Çiftçi ailelerinin çocukları, özellikle 1980’li yıllarda büyüyenler çok iyi hatırlar; Tarım Kredi Kooperatifleri’ni (TKK). Üretim yapabilmek için ihtiyaç duyulan gübre, tohum, ilaç ya da nakit desteği, ilk olarak TKK’nın kapısı çalınarak temin edilirdi. Gerekli teminatlar verilir, sonra zamanı geldiğinde kooperatifin deposundan malzeme teslim alınırdı. Üretimin devamı bu yapılar sayesinde sağlanırdı.

O dönemde kooperatif müdürlerine “bankacı” lakabı takılırdı. Çünkü ellerindeki imkânlarla üreticinin elini rahatlatır, düşük faizli desteklerle çiftçiye can suyu olurlardı. Çiftçi, piyasadan daha uygun fiyatlarla girdi temin eder, hem üretimini sürdürür hem de borcunu çevirirdi.

Siyasiler de bu sistemin kıymetinin farkındaydı. Seçim dönemlerinde TKK borçlarının yapılandırılması ya da faizlerinin silinmesi klasik vaatler arasında yer alırdı. Hatta zaman zaman bu vaatler hayata geçirilir, çiftçinin biraz olsun nefes alması sağlanırdı. O yıllarda bizim köyde faaliyet gösteren TKK, köydeki tarımsal üretime ciddi destek verirdi.

Günümüze geldiğimizde ise bambaşka bir tabloyla karşı karşıyayız. Ülkenin en büyük ortaklık yapılarından biri olan Tarım Kredi Kooperatifleri, adeta dev bir holding görünümünde. Kuruluşun yönetim kademeleri, birden fazla maaş alan, tarımla doğrudan ilişkisi bulunmayan kişilerle dolu. Kooperatiflerin temel amacı olan “ortaklarına düşük maliyetli üretim girdileri sağlamak” ilkesi ise zaman zaman göz ardı ediliyor.

Piyasanın üzerinde fiyatla satılan gübreler, tohumlar ve diğer girdilerle, çiftçi artık üretim yapmaktan çok borç ödemekle meşgul hale geldi. Bu tabloyu izlemek, yıllarını bu yapının içinde geçirmiş biri için oldukça üzücü.

Şunu belirtmem gerekir ki; bu eleştiriler, samimiyetle çalışan, üretici lehine çaba harcayan personel ve yöneticileri kapsamıyor. Taşra teşkilatında hâlâ özveriyle çalışan birçok isim, piyasadan daha uygun fiyatlarla ürün tedarik etmek ve ortaklarına destek olmak için canla başla mücadele ediyor. Ancak bu çabalar, üst yönetimlerdeki yanlış uygulamalar ve çıkar ilişkileri nedeniyle çoğu zaman gölgede kalıyor.

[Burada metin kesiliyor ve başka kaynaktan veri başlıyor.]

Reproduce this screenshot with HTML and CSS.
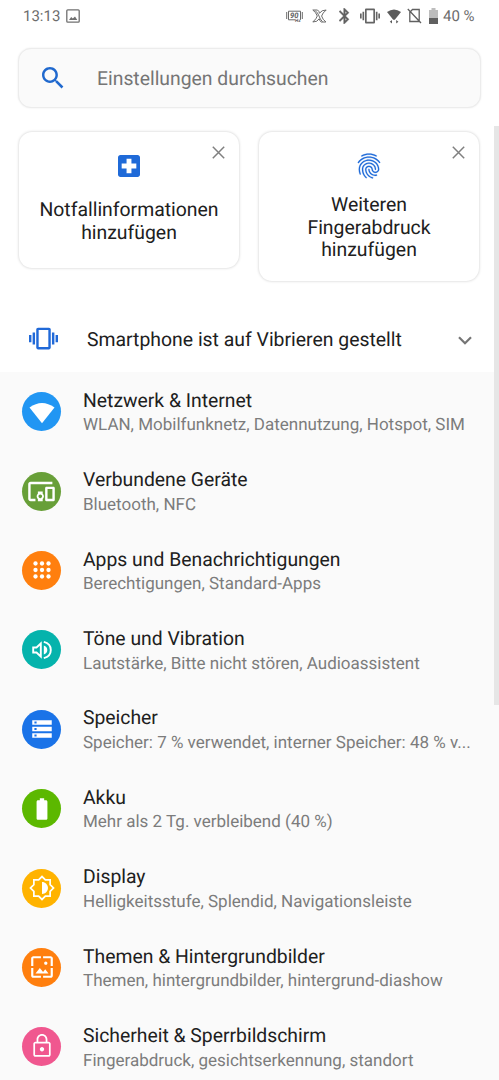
FILE: index.html
```html
<!DOCTYPE html>
<html lang="de">
<head>
<meta charset="utf-8">
<title>Einstellungen</title>
<link rel="stylesheet" href="styles.css">
</head>
<body>
<div class="screen">
  <header class="status">
    <span class="clock">13:13</span>
    <svg class="st-image" viewBox="0 0 14 14" width="14" height="14"><rect x=".8" y=".8" width="12.4" height="12.4" rx="1" fill="none" stroke="#707070" stroke-width="1.3"/><path d="M3 11l2.2-3 1.6 1.6L9 7.500l2.300 3.500z" fill="#707070"/></svg>
    <div class="tray">
      <svg class="i90" viewBox="0 0 17 14" width="17" height="14"><path d="M9 10.800H2.500V2.200h12v8.600" fill="none" stroke="#6a6a6a"/><path d="M.7 3v7M16.300 3v7" stroke="#6a6a6a"/><text x="4" y="9.300" class="tiny">90</text><text x="9" y="13.300" class="hz">Hz</text></svg>
      <svg class="ix" viewBox="0 0 15 14" width="15" height="14"><path d="M.8 1h4.700q1.600 1 2 3.200Q9.500 1 14.200 1 10.500 4 9.600 7q1 3.500 4.300 6H9.300Q7.500 12 7.200 9.800 5.500 13 .8 13 4.700 9.500 5.300 7 4.200 3.500.8 1zM3 1.500q3 2.300 4 5.500t3.500 5.800" fill="none" stroke="#6a6a6a"/></svg>
      <svg class="ibt" viewBox="5 2 14 20" width="11" height="16"><path d="M17.710 7.710L12 2h-1v7.590L6.410 5 5 6.410 10.590 12 5 17.590 6.410 19 11 14.410V22h1l5.710-5.710-4.300-4.290 4.300-4.290zM13 5.830l1.880 1.880L13 9.590V5.830zm1.880 10.460L13 18.170v-3.760l1.880 1.880z" fill="#606060" stroke="#606060" stroke-width=".5"/></svg>
      <svg class="ivib" viewBox="0 0 24 24" width="20" height="20"><path d="M0 15h2V9H0v6zm3 2h2V7H3v10zm19-8v6h2V9h-2zm-3 8h2V7h-2v10zM16.500 3h-9C6.670 3 6 3.670 6 4.500v15c0 .83.67 1.500 1.500 1.500h9c.83 0 1.500-.67 1.500-1.500v-15c0-.83-.67-1.500-1.500-1.500zM16 19H8V5h8v14z" fill="#646464"/></svg>
      <svg class="iwifi" viewBox="0 0 14 15" width="14" height="15"><path d="M0 3Q7-2 14 3L7.800 10.800H6.200z" fill="#5c5c5c"/><path d="M5 11v3.600L2.800 12.800zM9.200 11v3.600l2.200-1.800z" fill="#5c5c5c"/></svg>
      <svg class="isim" viewBox="0 0 15 16" width="15" height="16"><path d="M5.500 1.500h6.700v12H2.800V4.200zM.8 1L14 15" fill="none" stroke="#606060" stroke-width="1.300"/></svg>
      <svg class="ibat" viewBox="0 0 9 16" width="9" height="16"><path d="M0 2h2.500V0h4v2H9v8H0z" fill="#bdbdbd"/><path d="M0 10h9v6H0z" fill="#606060"/></svg>
      <span class="pct">40 %</span>
    </div>
  </header>

  <div class="search">
    <svg viewBox="3 3 18 18" width="22" height="22"><path d="M15.500 14h-.79l-.28-.27C15.410 12.590 16 11.110 16 9.500 16 5.910 13.090 3 9.500 3S3 5.910 3 9.500 5.910 16 9.500 16c1.610 0 3.090-.59 4.230-1.570l.27.28v.79l5 4.990L20.490 19l-4.990-5zm-6 0C7.010 14 5 11.990 5 9.500S7.010 5 9.500 5 14 7.010 14 9.500 11.990 14 9.500 14z" fill="#2069ce"/></svg>
    <span>Einstellungen durchsuchen</span>
  </div>

  <section class="cards">
    <article class="card c1">
      <svg class="close" viewBox="0 0 13 13" width="13" height="13"><path d="M.8.8l11.400 11.400M12.200.8L.8 12.200" stroke="#808080" stroke-width="1.500"/></svg>
      <svg class="cross" viewBox="3 3 18 18" width="22" height="22"><path d="M19 3H5c-1.100 0-1.990.9-1.990 2L3 19c0 1.100.9 2 2 2h14c1.100 0 2-.9 2-2V5c0-1.100-.9-2-2-2zm-1 11h-4v4h-4v-4H6v-4h4V6h4v4h4v4z" fill="#1f6ad8"/></svg>
      <p>Notfallinformationen<br>hinzufügen</p>
    </article>
    <article class="card c2">
      <svg class="close" viewBox="0 0 13 13" width="13" height="13"><path d="M.8.8l11.400 11.400M12.200.8L.8 12.200" stroke="#808080" stroke-width="1.500"/></svg>
      <svg class="finger" viewBox="0 0 24 24" width="30" height="30"><path d="M17.810 4.470c-.08 0-.16-.02-.23-.06C15.660 3.420 14 3 12.010 3c-1.980 0-3.860.47-5.570 1.410-.24.13-.54.04-.68-.2-.13-.24-.04-.55.2-.68C7.820 2.520 9.860 2 12.010 2c2.130 0 3.990.47 6.030 1.520.25.13.34.43.21.67-.09.18-.26.28-.44.28zM3.500 9.720c-.1 0-.2-.03-.29-.09-.23-.16-.28-.47-.12-.7.99-1.400 2.250-2.500 3.750-3.270C9.980 4.040 14 4.030 17.150 5.650c1.500.77 2.760 1.860 3.750 3.250.16.22.11.54-.12.7-.23.16-.54.11-.7-.12-.9-1.260-2.040-2.250-3.390-2.940-2.870-1.470-6.540-1.470-9.400.01-1.360.7-2.500 1.700-3.400 2.960-.08.14-.23.21-.39.21zm6.250 12.070c-.13 0-.26-.05-.35-.15-.87-.87-1.340-1.430-2.010-2.640-.69-1.230-1.050-2.730-1.050-4.340 0-2.970 2.540-5.390 5.660-5.390s5.660 2.420 5.660 5.390c0 .28-.22.5-.5.5s-.5-.22-.5-.5c0-2.420-2.090-4.390-4.660-4.390-2.570 0-4.660 1.970-4.660 4.390 0 1.440.32 2.770.93 3.850.64 1.150 1.080 1.640 1.850 2.420.19.2.19.51 0 .71-.11.1-.24.15-.37.15zm7.170-1.850c-1.190 0-2.240-.3-3.100-.89-1.490-1.010-2.380-2.650-2.380-4.390 0-.28.22-.5.5-.5s.5.22.5.5c0 1.410.72 2.740 1.940 3.560.71.48 1.540.71 2.540.71.24 0 .64-.03 1.040-.1.27-.05.53.13.58.41.05.27-.13.53-.41.58-.57.11-1.070.12-1.210.12zM14.910 22c-.04 0-.09-.01-.13-.02-1.590-.44-2.630-1.030-3.720-2.100-1.400-1.390-2.170-3.240-2.170-5.220 0-1.620 1.380-2.940 3.080-2.940 1.700 0 3.080 1.320 3.080 2.940 0 1.070.93 1.940 2.080 1.940s2.080-.87 2.080-1.940c0-3.770-3.250-6.830-7.250-6.830-2.840 0-5.440 1.580-6.610 4.030-.39.81-.59 1.760-.59 2.800 0 .78.07 2.010.67 3.610.1.260-.03.55-.29.64-.26.1-.55-.04-.64-.29-.49-1.310-.73-2.610-.73-3.960 0-1.200.23-2.290.68-3.240 1.330-2.790 4.280-4.600 7.510-4.600 4.550 0 8.250 3.510 8.250 7.830 0 1.620-1.380 2.940-3.080 2.940s-3.080-1.320-3.080-2.940c0-1.070-.93-1.940-2.080-1.940s-2.080.87-2.080 1.940c0 1.710.66 3.310 1.870 4.510.95.94 1.860 1.460 3.270 1.850.27.07.42.35.35.61-.05.23-.26.38-.47.38z" fill="#1f6ad8" stroke="#1f6ad8" stroke-width=".15"/></svg>
      <p>Weiteren<br>Fingerabdruck<br>hinzufügen</p>
    </article>
  </section>

  <div class="notice">
    <svg class="vib" viewBox="0 0 24 24" width="29" height="29"><path d="M0 15h2V9H0v6zm3 2h2V7H3v10zm19-8v6h2V9h-2zm-3 8h2V7h-2v10zM16.500 3h-9C6.670 3 6 3.670 6 4.500v15c0 .83.67 1.500 1.500 1.500h9c.83 0 1.500-.67 1.500-1.500v-15c0-.83-.67-1.500-1.500-1.500zM16 19H8V5h8v14z" fill="#2069d8"/></svg>
    <span>Smartphone ist auf Vibrieren gestellt</span>
    <svg class="chev" viewBox="0 0 14 9" width="14" height="9"><path d="M1 1.200l6 6 6-6" fill="none" stroke="#757575" stroke-width="2.200"/></svg>
  </div>

  <main class="list">
    <div class="row"><div class="dot blue"><svg viewBox="0 0 26 26"><path d="M.5 7.500Q13-1.500 25.500 7.500L13 23.200z" transform="translate(0 1)"/></svg></div><div class="txt"><h2>Netzwerk &amp; Internet</h2><p>WLAN, Mobilfunknetz, Datennutzung, Hotspot, SIM</p></div></div>
    <div class="row"><div class="dot olive"><svg class="wide" viewBox="0 0 24 24"><path d="M3 6h18V4H3c-1.100 0-2 .9-2 2v12c0 1.100.9 2 2 2h4v-2H3V6zm10 6H9v1.780c-.61.55-1 1.330-1 2.220s.39 1.670 1 2.220V20h4v-1.780c.61-.55 1-1.340 1-2.220s-.39-1.670-1-2.220V12zm-2 5.500c-.83 0-1.500-.67-1.500-1.500s.67-1.500 1.500-1.500 1.500.67 1.500 1.500-.67 1.500-1.500 1.500zM22 8h-6c-.5 0-1 .5-1 1v10c0 .5.5 1 1 1h6c.5 0 1-.5 1-1V9c0-.5-.5-1-1-1zm-1 10h-4v-8h4v8z"/></svg></div><div class="txt"><h2>Verbundene Geräte</h2><p>Bluetooth, NFC</p></div></div>
    <div class="row"><div class="dot orange"><svg viewBox="0 0 24 24"><circle cx="6" cy="6" r="2"/><circle cx="12" cy="6" r="2"/><circle cx="18" cy="6" r="2"/><circle cx="6" cy="12" r="2"/><circle cx="12" cy="12" r="2"/><circle cx="18" cy="12" r="2"/><circle cx="6" cy="18" r="2"/><circle cx="12" cy="18" r="2"/><circle cx="18" cy="18" r="2"/></svg></div><div class="txt"><h2>Apps und Benachrichtigungen</h2><p>Berechtigungen, Standard-Apps</p></div></div>
    <div class="row"><div class="dot teal"><svg viewBox="0 0 26 26"><path d="M4.200 10.500h3.300l4.300-4v13l-4.300-4H4.200z" fill="none" stroke="#fff" stroke-width="1.900"/><path d="M14.800 8.500q3.500 1.200 3.500 4.500t-3.500 4.500z"/><path d="M14.800 4.900q7 1.700 7 8.100t-7 8.100" fill="none" stroke="#fff" stroke-width="1.900"/></svg></div><div class="txt"><h2>Töne und Vibration</h2><p>Lautstärke, Bitte nicht stören, Audioassistent</p></div></div>
    <div class="row"><div class="dot royal"><svg viewBox="0 0 24 24"><path d="M3 20h18v-4H3v4zm2-3h2v2H5v-2zM3 4v4h18V4H3zm4 3H5V5h2v2zm-4 7h18v-4H3v4zm2-3h2v2H5v-2z"/></svg></div><div class="txt"><h2>Speicher</h2><p>Speicher: 7 % verwendet, interner Speicher: 48 % v...</p></div></div>
    <div class="row"><div class="dot green"><svg viewBox="0 0 24 24"><path d="M15.670 4H14V2h-4v2H8.330C7.600 4 7 4.600 7 5.330v15.330C7 21.400 7.600 22 8.330 22h7.330c.74 0 1.340-.6 1.340-1.330V5.330C17 4.600 16.400 4 15.670 4z"/></svg></div><div class="txt"><h2>Akku</h2><p>Mehr als 2 Tg. verbleibend (40 %)</p></div></div>
    <div class="row"><div class="dot amber"><svg viewBox="0 0 24 24"><path d="M19.500 15.100L22.600 12l-3.100-3.100V4.500h-4.400L12 1.400 8.900 4.500H4.500v4.400L1.400 12l3.100 3.100v4.400h4.400l3.100 3.100 3.100-3.100h4.400z" fill="none" stroke="#fff" stroke-width="1.600"/><path d="M12 6.500v11c3 0 5.500-2.500 5.500-5.500S15 6.500 12 6.500z"/></svg></div><div class="txt"><h2>Display</h2><p>Helligkeitsstufe, Splendid, Navigationsleiste</p></div></div>
    <div class="row"><div class="dot orange"><svg viewBox="0 0 24 24"><path d="M4 4h7V2H4c-1.100 0-2 .9-2 2v7h2V4zm6 9l-4 5h12l-3-4-2.030 2.710L10 13zm7-4.500c0-.83-.67-1.500-1.500-1.500S14 7.670 14 8.500s.67 1.500 1.500 1.500S17 9.330 17 8.500zM20 2h-7v2h7v7h2V4c0-1.100-.9-2-2-2zm0 18h-7v2h7c1.100 0 2-.9 2-2v-7h-2v7zM4 13H2v7c0 1.100.9 2 2 2h7v-2H4v-7z"/></svg></div><div class="txt"><h2>Themen &amp; Hintergrundbilder</h2><p>Themen, hintergrundbilder, hintergrund-diashow</p></div></div>
    <div class="row"><div class="dot pink"><svg class="lock" viewBox="0 0 24 24"><path d="M18 8h-1V6c0-2.760-2.240-5-5-5S7 3.240 7 6v2H6c-1.100 0-2 .9-2 2v10c0 1.100.9 2 2 2h12c1.100 0 2-.9 2-2V10c0-1.100-.9-2-2-2zM8.600 6c0-1.900 1.500-3.400 3.400-3.400s3.400 1.500 3.400 3.400v2H8.600V6zM18.400 20.400H5.600V9.600h12.800v10.800zM12 17c1.100 0 2-.9 2-2s-.9-2-2-2-2 .9-2 2 .9 2 2 2z"/></svg></div><div class="txt"><h2>Sicherheit &amp; Sperrbildschirm</h2><p>Fingerabdruck, gesichtserkennung, standort</p></div></div>
  </main>
  <div class="scrollbar"></div>
</div>
</body>
</html>
```
FILE: styles.css
```css
* { box-sizing: border-box; }
body { margin: 0; background: #fff; font-family: Roboto, sans-serif; color: #202020; text-rendering: geometricPrecision; }
p, h2 { margin: 0; font-weight: 400; }
svg { display: block; flex: none; }
.screen { position: relative; width: 499px; height: 1080px; overflow: hidden; }

.status { height: 48px; padding: 0 25px 16px 23px; display: flex; align-items: center; color: #6c6c6c; font-size: 15px; white-space: nowrap; }
.clock { width: 36px; }
.st-image { margin-left: 7px; }
.tray { margin-left: auto; display: flex; align-items: center; }
.ix { margin-left: 9px; }
.ibt { margin-left: 12px; }
.ivib { margin-left: 10px; }
.iwifi { margin-left: 7px; }
.isim { margin-left: 6px; }
.ibat { margin-left: 7px; }
.pct { width: 31px; margin-left: 5px; }
.tiny { font: italic bold 7.500px Roboto, sans-serif; fill: #606060; }
.hz { font: bold 4.500px Roboto, sans-serif; fill: #606060; }

.search { margin: 0 18px; height: 60px; display: flex; align-items: center; gap: 33px; padding-left: 23px; border: 1px solid #ececec; border-radius: 13px; background: #fafafa; box-shadow: 0 0 2px #e8e8e8; font-size: 19.350px; color: #757575; white-space: nowrap; }

.cards { display: flex; align-items: flex-start; gap: 20px; margin: 24px 19px 0; height: 174px; }
.card { position: relative; width: 220px; border-radius: 13px; box-shadow: 0 0 3px rgba(0,0,0,.22); display: flex; flex-direction: column; align-items: center; text-align: center; font-size: 19.400px; line-height: 22.500px; white-space: nowrap; }
.c1 { height: 136px; padding-top: 23px; }
.c2 { height: 149px; padding-top: 19px; }
.close { position: absolute; right: 14px; top: 14px; }
.cross { margin-bottom: 22px; }
.finger { margin-bottom: 13px; }

.notice { height: 66px; display: flex; align-items: center; padding: 0 27px 0 29px; font-size: 19.400px; white-space: nowrap; }
.notice span { margin-left: 29px; }
.vib { margin-bottom: 2px; }
.chev { margin-left: auto; margin-top: 3px; }

.list { background: #fafafa; height: 720px; }
.row { height: 79.400px; display: flex; align-items: center; padding: 0 20px 0 22px; }
.dot { width: 39px; height: 39px; border-radius: 50%; display: flex; align-items: center; justify-content: center; flex: none; }
.dot svg { width: 26px; height: 26px; fill: #fff; }
.dot .wide { width: 29px; height: 29px; }
.dot .lock { margin-bottom: 2px; }
.txt { margin-left: 22px; padding-top: 3px; white-space: nowrap; }
.txt h2 { font-size: 19.350px; line-height: 25px; }
.txt p { font-size: 17px; line-height: 25px; padding-top: .6px; color: #7c7c7c; }
.blue { background: #2196f3; }
.olive { background: #689f38; }
.orange { background: #ff7f0e; }
.teal { background: #05b3ac; }
.royal { background: #1a73e8; }
.green { background: #5cb800; }
.amber { background: #ffb300; }
.pink { background: #f0578f; }

.scrollbar { position: absolute; right: 0; top: 126px; width: 5px; height: 579px; background: #e6e6e6; }
```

Son dönemde Tarım Kredi Market adıyla kurulan perakende zincirler, kooperatif ürünlerinin doğrudan tüketiciyle buluşması açısından olumlu bir gelişme gibi görünse de, perde arkasında bazı soru işaretleri var. Ürün stoklarında fazlalıklar, siyasi baskılarla yapılan alımlar, bazı ürünlerin rafta beklemekten tüketilemez hale gelmesi gibi iddialar kulaktan kulağa dolaşıyor.

Ve akla şu soru geliyor: 40 yıllık kooperatif ortağı Ali Amca, Tarım Kredi Market’ten neden tüm tüketicilerle aynı fiyattan alışveriş yapmak zorunda? O ürün zaten onun emeğiyle, onun katkısıyla orada değil mi? Kooperatif ortağının, kendi marketinden alışveriş yaparken bir ayrıcalığı, bir avantajı olması gerekmez mi?

Dünyanın birçok yerinde çiftçi kooperatif markaları, toplumun gözünde yüksek kalite ve güvenilirlik simgesidir. Bizde ise bu güven giderek zedeleniyor. Kooperatifin kooperatif gibi yönetilmesi, üreticinin ve ortağın hakkını koruması, geçmişin mirasını geleceğe taşımak için hayati önem taşıyor.

Aksi halde çiftçiyi temsil etmesi gereken yapı, çiftçiden kopmuş bir şirketten ibaret hale gelir.

“Kooperatifin ruhu, ortaklarının alın teridir. O ruh kaybolursa geriye sadece tabela kalır.”